Death in Holy Orders



Book Review

Title: Death in Holy Orders

Author: P D James

Publisher: Alfred A Knopf, New York, 2001

Pages: 415

St Anselm’s is an immense Victorian mansion on “one of the bleakest parts of the East Coast of England.”* It is a theological college of the Church of England with four priest-teachers and 20 ordinands. One fine morning, the dead body of one of the young ordinands is washed ashore. It is assumed to be an accident until an anonymous letter reaches Sir Alred Treeves, adoptive father of the ordinand and a flamboyant businessman. The letter implies the possibility of a murder. None less than Commander Adam Dalgliesh of Scotland Yard is commissioned to find out the truth. Dalgliesh’s arrival at the ecclesiastical college is followed by three deaths one of which is a violent murder, another appears natural death, and the third seems to be an accident. The novel probes all these four deaths in a complex and gripping narrative.

What lends charm to the novel, in addition to the riveting plot, is the cast of characters. St Anselm’s has an unsavoury history in the first place with a homosexual scandal in 1923 and a mass conversion to Roman Catholicism in 1932. The present story is taking place in 2001 and the four priests teaching at the college have their own intriguing histories too. Father John, for instance, was imprisoned once for alleged sexual offences against two boys. Father Martin is a survivor of a Japanese prison camp who now, in his old age, is tormented by nightmares about those old, painful experiences. Father Sebastian, the Warden (the Chief, in layman’s terms) of St Anslem’s, has a sense of indebtedness to Inspector Yarwood who is now in the college for a brief period of recuperation. This same Yarwood happens to be the police officer who investigated a case against Archdeacon Crampton who is keen on getting St Anslem’s closed because of its elitism which over-valued “intelligence and intellectual achievement so that theology became a philosophical exercise in justifying scepticism.” According to the Archdeacon, institutions like St Anslem’s converted the Church into “a social organization within which the comfortable middle class could satisfy it craving for beauty, order, nostalgia and the illusion of spirituality.”

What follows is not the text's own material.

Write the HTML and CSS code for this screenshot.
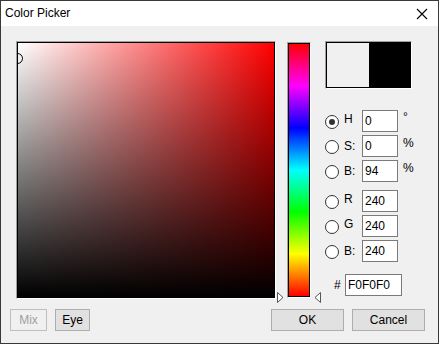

No sooner does the Archdeacon express his views against the college eloquently in a homily than he gets killed violently in the church of the college which is usually under lock and key because it houses some very precious paintings. Inspector Yarwood who investigated the death of the Archdeacon’s first wife and hence has been hated by the Archdeacon goes missing soon after this murder. But he will be discovered later as an ill person who could not commit any violent crime. So who killed the Archdeacon?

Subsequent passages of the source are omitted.